The former Coalition government had put forth its plan to upgrade the Snowy Hydro facility as a flagship solution to the accelerating collapse of coal power.  The Snowy 2.0 plan involves the construction of a large power station 800 metres below ground in a 15-storey-high cavern, connected by 27 kilometres of tunnel in a delicate national park ecosystem to link existing remote reservoirs. 

When operational, the new system should have an added 2,000MW of generation capacity - enough to power the equivalent of 500,000 homes for a week without releasing carbon.

However, a series of issues involving contractors and construction mean it will not be ready for a while. 

The delay means coal and gas will be needed for longer, according to authorities. Word of the delay comes amid gas price hikes that have triggered nationwide alarm, as well as unprecedented coal-fired power generator outages. 

“If it was on board and fully operating and connected last week, it would have made a material difference,” federal energy minister Chris Bowen says. 

“But we’re going to be waiting a substantial period longer than we were told by the previous government for it to play that role.

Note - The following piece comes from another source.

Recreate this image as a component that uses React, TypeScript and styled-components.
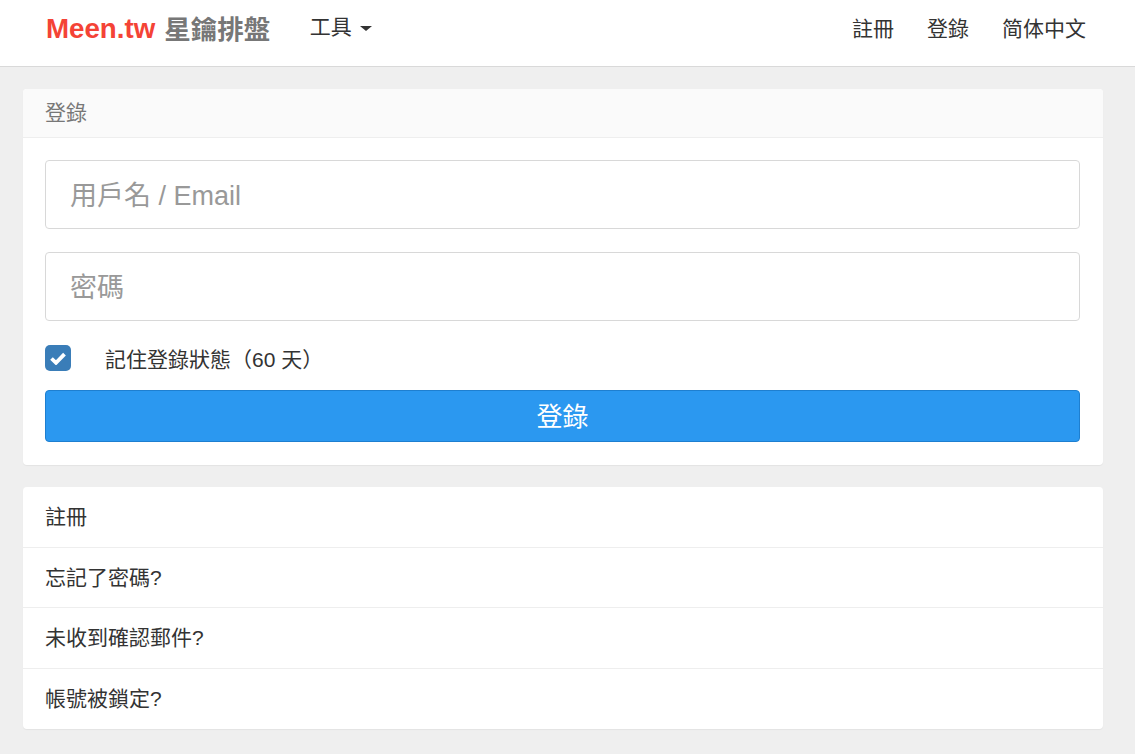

“We supported Snowy because it does have a role to play in energy security. It does have a role to play in providing that stability to the system because, ultimately, it’s a form of storage,” he said.

Australian Energy Regulator chair Clair Savage says coal and gas will remain important sources of dispatchable capacity.

“It’s easier [to transition to renewables] with them in [the energy technology mix],” she said. 

“We need dispatchable capacity. There are options on how you could build a capacity market with coal and gas in or without them. Essentially, we will be asking stakeholders for their views. We will give a final design to ministers at the end of this year.”

Mr Bowen says his predecessors must have known of the looming issues. 

“Looks to be another hidden parting gift from Morrison and Taylor,” he told RenewEconomy

“I find it inconceivable that the former minister, now shadow treasurer, didn’t know about this delay.

“This is exactly the kind of chaos and mismanagement of the energy portfolio that put Australia in its current mess.”